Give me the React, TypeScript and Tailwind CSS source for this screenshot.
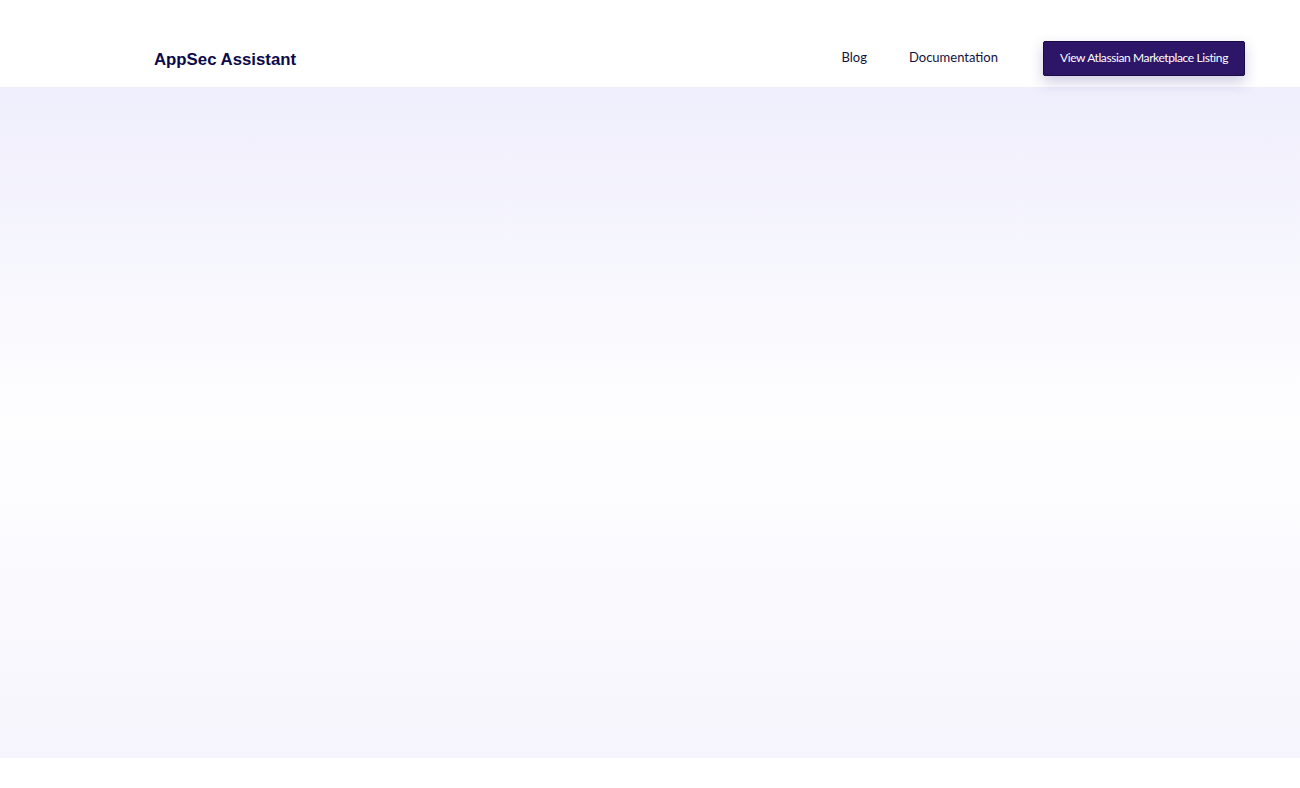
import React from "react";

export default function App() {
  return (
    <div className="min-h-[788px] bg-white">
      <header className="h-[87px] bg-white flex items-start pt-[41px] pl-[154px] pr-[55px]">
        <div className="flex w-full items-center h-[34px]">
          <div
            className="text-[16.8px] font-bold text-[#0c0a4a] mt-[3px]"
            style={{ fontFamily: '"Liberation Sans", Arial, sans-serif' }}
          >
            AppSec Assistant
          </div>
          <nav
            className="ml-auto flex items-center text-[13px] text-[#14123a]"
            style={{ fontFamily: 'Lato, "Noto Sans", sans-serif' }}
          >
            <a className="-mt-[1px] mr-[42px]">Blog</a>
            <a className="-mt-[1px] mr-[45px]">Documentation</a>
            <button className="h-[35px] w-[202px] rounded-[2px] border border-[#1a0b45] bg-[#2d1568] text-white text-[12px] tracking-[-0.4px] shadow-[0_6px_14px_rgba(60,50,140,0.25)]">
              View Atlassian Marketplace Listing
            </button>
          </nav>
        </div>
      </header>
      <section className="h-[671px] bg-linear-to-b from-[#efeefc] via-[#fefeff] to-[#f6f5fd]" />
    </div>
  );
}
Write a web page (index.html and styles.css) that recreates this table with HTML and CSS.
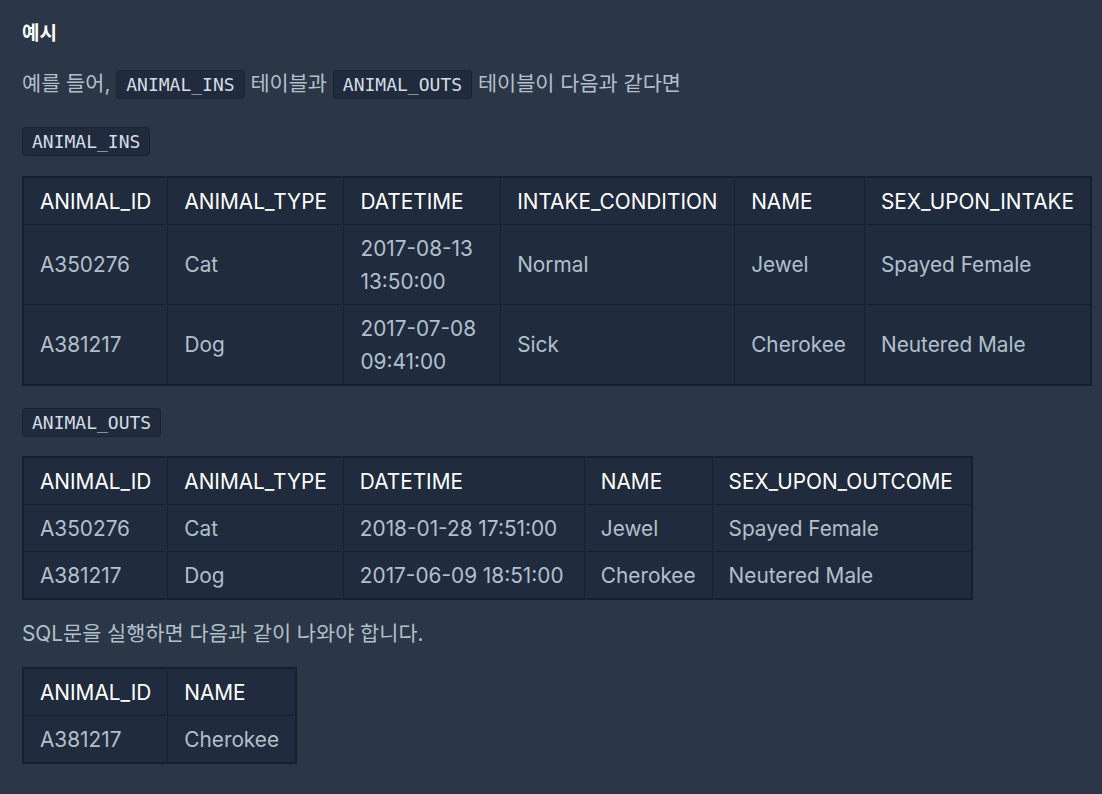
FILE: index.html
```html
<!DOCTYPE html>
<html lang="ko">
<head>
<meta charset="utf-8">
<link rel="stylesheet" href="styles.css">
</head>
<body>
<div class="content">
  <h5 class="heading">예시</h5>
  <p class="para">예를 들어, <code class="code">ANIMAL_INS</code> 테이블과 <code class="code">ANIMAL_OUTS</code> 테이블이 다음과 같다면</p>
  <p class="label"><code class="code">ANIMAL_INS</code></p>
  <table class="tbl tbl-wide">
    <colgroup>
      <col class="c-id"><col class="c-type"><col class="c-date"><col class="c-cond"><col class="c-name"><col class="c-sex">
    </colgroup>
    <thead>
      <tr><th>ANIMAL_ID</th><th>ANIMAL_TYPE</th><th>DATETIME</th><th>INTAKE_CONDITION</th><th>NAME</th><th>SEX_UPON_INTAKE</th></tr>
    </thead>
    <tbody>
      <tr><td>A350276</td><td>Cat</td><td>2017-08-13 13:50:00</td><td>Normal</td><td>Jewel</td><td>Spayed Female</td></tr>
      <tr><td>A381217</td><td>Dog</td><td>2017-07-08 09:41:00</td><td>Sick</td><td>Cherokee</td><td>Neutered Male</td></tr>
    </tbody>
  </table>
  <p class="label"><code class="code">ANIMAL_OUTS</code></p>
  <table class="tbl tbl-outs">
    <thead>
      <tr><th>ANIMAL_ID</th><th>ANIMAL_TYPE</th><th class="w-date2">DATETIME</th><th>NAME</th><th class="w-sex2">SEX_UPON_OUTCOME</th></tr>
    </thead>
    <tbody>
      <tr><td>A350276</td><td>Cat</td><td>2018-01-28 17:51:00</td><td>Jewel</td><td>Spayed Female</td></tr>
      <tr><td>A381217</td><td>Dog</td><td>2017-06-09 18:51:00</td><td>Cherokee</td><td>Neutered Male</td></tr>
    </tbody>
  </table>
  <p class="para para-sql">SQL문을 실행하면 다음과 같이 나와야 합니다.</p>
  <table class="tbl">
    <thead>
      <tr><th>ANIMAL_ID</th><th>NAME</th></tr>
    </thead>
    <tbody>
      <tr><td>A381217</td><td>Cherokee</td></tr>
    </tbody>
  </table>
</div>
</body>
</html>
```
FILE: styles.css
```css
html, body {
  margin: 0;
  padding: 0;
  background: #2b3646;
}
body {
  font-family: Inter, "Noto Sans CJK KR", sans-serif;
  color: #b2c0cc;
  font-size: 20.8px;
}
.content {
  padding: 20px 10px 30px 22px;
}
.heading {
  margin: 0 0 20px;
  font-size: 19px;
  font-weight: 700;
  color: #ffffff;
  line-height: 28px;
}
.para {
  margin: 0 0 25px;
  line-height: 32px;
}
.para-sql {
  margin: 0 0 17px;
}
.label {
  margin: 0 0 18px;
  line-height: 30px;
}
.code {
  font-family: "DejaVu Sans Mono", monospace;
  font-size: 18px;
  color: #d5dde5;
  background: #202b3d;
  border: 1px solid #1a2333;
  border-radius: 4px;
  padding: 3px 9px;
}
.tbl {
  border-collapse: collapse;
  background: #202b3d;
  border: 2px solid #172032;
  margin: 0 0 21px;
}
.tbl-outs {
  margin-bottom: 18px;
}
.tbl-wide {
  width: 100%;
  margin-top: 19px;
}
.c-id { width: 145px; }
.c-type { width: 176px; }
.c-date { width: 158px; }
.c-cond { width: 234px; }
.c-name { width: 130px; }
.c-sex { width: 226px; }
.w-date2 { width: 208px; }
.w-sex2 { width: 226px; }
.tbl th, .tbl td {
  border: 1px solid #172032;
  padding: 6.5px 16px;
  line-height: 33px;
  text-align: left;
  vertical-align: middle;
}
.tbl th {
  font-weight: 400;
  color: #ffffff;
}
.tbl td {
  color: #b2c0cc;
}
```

◆ What you are asked to do ◆
Without the pictures, return the listing above from its first line through the line that has "import React from".

◆ Output for this exercise ◆
Give me the React, TypeScript and Tailwind CSS source for this screenshot.
import React from "react";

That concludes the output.